I have had to come out many times and am doing that again, right here. For all the gravity that seems to be associated with Coming Out, I still don’t really get how I’m supposed to feel about it. Relieved? Nervous? Nauseous?
It probably depends on the reaction of the receiver of the Coming Out. Almost always, there’s some surprise, but most people are polite enough to hide it. Sometimes, I’m met with disapproval, which is still always surprising. I guess sexuality is one of the few things that strangers can acceptably have an opinion about.
One of the most confusing parts about realizing I’m not interested in guys is just how long I spent thinking I was straight. I had that message reflected back at me every time I looked in the mirror and saw someone girly and when my friends gave me knowing looks about that new guy I was hanging out with.
Doing what didn’t feel right was a way of meeting expectations, and I thought that when I came out, I would disappoint a lot of people. I was also so in love with the guys that came into my life that I didn’t recognize that the love wasn’t romantic.
I saw my gay guy friends come out in high school at parties full of friends and proceed to get happy-drunk while spilling their guts, letting loose a secret that had been weighing on them so heavily for so many years, so I expected that when I came out, I’d feel that instant relief. I’d suddenly understand everything, all my tics and anxieties. And for a long time, I tried to make that idea fit.
It turns out that being gay doesn’t exempt you from regular worries and misunderstandings. All the things I had to deal with before - depression, anxiety, insecurity, confusion - are still a part of my life and will be as I continue to figure out who I am. It sounds a little obvious, but it took me a while to realize I’m more than A Lesbian, and that being part of the LGBTQ+ community isn’t the only thing that I’m part of.
Everybody has secrets and parts of their personalities that they hide - secret compartments in their lives that might be too painful or complicated to explain. You don’t have to be in the closet to feel like you’re not quite being sincere or true to yourself. It’s just a human thing.
Most of us are trying to find ourselves and where we fit on the spectrum of everything from careers to having kids to sobriety to politics, all things that are probably going to be influenced by the expectations of family and friends.

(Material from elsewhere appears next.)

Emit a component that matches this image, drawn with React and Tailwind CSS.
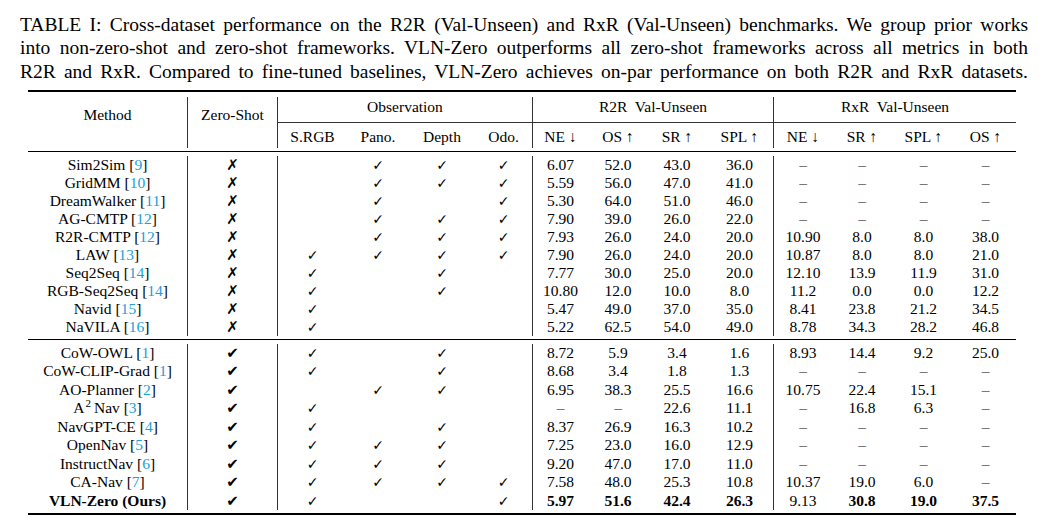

I expected my sexual orientation to set me apart. Instead, it made me realize how much I have in common with everyone else who’s got it about half figured out and is faking the other parts. By the way, faking it ‘til you make it does not work with liking guys or anyone that you don’t like of your own volition (lesson learned).
Coming out isn’t a problem solver or even a weight off, especially knowing I’m going to have to do it at all of my new jobs and to friends I haven’t seen in a few years and to the guy aggressively staring me down at The Good Will.
But it is honest, and that feels pretty good.